A story appearing in this week's edition of the Chronicle touches on the voting habits of the students at Shepherd University. The details of the story show what is likely the standard among young voters and that is lack of interest in the process or outcome of elections. And this standard applies not only to college age voters but to many of differing age groups.
The focus on the "me" generation seems to have led to a lack of participation in the process or even a lack of knowledge of the process. Wanting things to change or to remain a certain way is a desire that never fades; however, knowing that voting for the people who can make those changes happen or not is out of the knowledge base.
Every eligible voter, from age 18 and beyond, needs to know what the process is; they need to register to vote and then take the time to educate themselves about the candidates and make an informed decision.

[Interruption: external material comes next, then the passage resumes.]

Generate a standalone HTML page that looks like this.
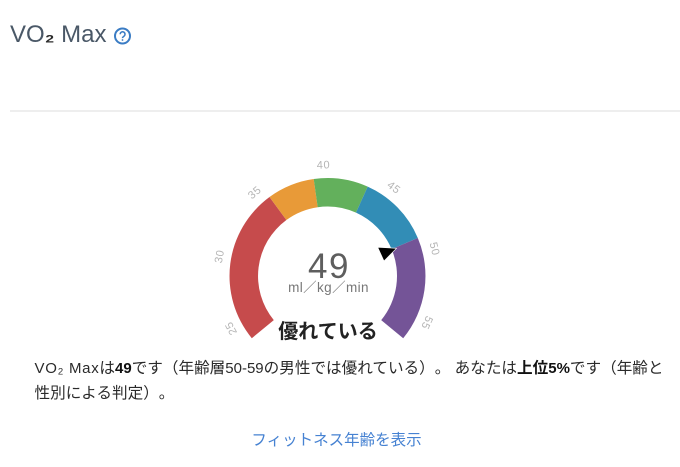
<!DOCTYPE html>
<html lang="ja">
<head>
<meta charset="utf-8">
<title>VO₂ Max</title>
<style>
html,body{margin:0;padding:0;background:#fff;width:680px;height:467px;overflow:hidden}
body{position:relative;font-family:"Liberation Sans","Noto Sans CJK JP",sans-serif;color:#222}
.title{position:absolute;left:10px;top:20px;font-size:24px;line-height:30px;color:#4a5867;white-space:nowrap}
.title span{font-weight:700;color:#2b2b2b;font-size:22px}
.rule{position:absolute;left:10px;top:110px;width:670px;height:2px;background:#eee}
.desc{position:absolute;left:34.5px;top:356px;width:645px;font-size:15.6px;line-height:25px;color:#2a2a2a;text-spacing-trim:space-all;white-space:nowrap}
.desc i{font-style:normal;font-size:15px}
.desc i.v{letter-spacing:.7px}
.desc b{color:#111}
.link{position:absolute;left:0;top:430px;width:673px;text-align:center;font-size:15.5px;line-height:22px;color:#4682d2}
svg{position:absolute;left:0;top:0}
</style>
</head>
<body>
<div class="title">VO<span>₂</span> Max</div>
<svg width="680" height="467" viewBox="0 0 680 467">
  <circle cx="122.5" cy="36" r="7.5" fill="none" stroke="#3a7cc4" stroke-width="2"/>
  <path d="M120.2 34.2a2.4 2.4 0 1 1 3.7 2c-.9.6-1.4 1-1.4 1.9" fill="none" stroke="#3a7cc4" stroke-width="1.5"/>
  <circle cx="122.5" cy="40" r=".9" fill="#3a7cc4"/>

  <path d="M251.8 338.2A98 98 0 0 1 269.5 197L286.4 220A69.5 69.5 0 0 0 273.8 320.1Z" fill="#c64b4c"/>
  <path d="M269.5 197A98 98 0 0 1 313.7 179L317.7 207.2A69.5 69.5 0 0 0 286.4 220Z" fill="#e89a38"/>
  <path d="M313.7 179A98 98 0 0 1 367.7 186.6L356 212.6A69.5 69.5 0 0 0 317.7 207.2Z" fill="#63b05c"/>
  <path d="M367.7 186.6A98 98 0 0 1 417.8 238L391.6 249.1A69.5 69.5 0 0 0 356 212.6Z" fill="#328db6"/>
  <path d="M417.8 238A98 98 0 0 1 403.2 338.2L381.2 320.1A69.5 69.5 0 0 0 391.6 249.1Z" fill="#745497"/>
  <path d="M377.7 247.3L396.5 248.3L384 261Z" fill="#000" stroke="#fff" stroke-width=".6"/>

  <g font-family="'Liberation Sans',sans-serif" font-size="11" letter-spacing=".6" fill="#b5b5b5" text-anchor="middle" dominant-baseline="central">
    <text transform="translate(231.5 328) rotate(-118)">25</text>
    <text transform="translate(220 256.5) rotate(-80)">30</text>
    <text transform="translate(255 193) rotate(-41)">35</text>
    <text transform="translate(323.5 165.5) rotate(-2)">40</text>
    <text transform="translate(393.5 188) rotate(37)">45</text>
    <text transform="translate(434 249) rotate(76)">50</text>
    <text transform="translate(426.5 322.5) rotate(115)">55</text>
  </g>

  <text x="329" y="278" text-anchor="middle" letter-spacing="1.5" font-family="'Liberation Sans',sans-serif" font-size="35" fill="#5e5e5e">49</text>
  <text x="328.5" y="292" text-anchor="middle" letter-spacing=".4" font-family="'Liberation Sans','Noto Sans CJK JP',sans-serif" font-size="13.5" fill="#777">ml／kg／min</text>
  <text x="328" y="338" text-anchor="middle" font-family="'Liberation Sans','Noto Sans CJK JP',sans-serif" font-size="20" font-weight="700" fill="#222">優れている</text>
</svg>
<div class="rule"></div>
<div class="desc"><i class="v">VO₂ Max</i>は<b><i>49</i></b>です（年齢層<i>50-59</i>の男性では優れている）。 あなたは<b>上位<i>5%</i></b>です（年齢と<br>性別による判定）。</div>
<div class="link">フィットネス年齢を表示</div>
</body>
</html>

Voters may register for the primary election to be held May 8 up to 21 days prior to that election. There is simply no excuse for anyone who is of voting age to cry out against decisions made by public officials if the voter makes no effort to learn about and vote for a candidate.
Many issues, from national to local, are of great importance in the 2012 election. Politicians have been and will continue to campaign for the vote. Let us not be discouraged by half-truths or negative campaigning. Instead, take the time to learn about the issues and dig deeper than the TV advertisements on who can or will make the changes you see as important. Every vote counts and if you don't vote, then you have no right to complain about the decisions made. Only an educated voter can truly praise or denounce decisions made by elected officials.
We encourage all of those of voting age to make sure you are registered, learn about the issues and make an informed decision on May 8.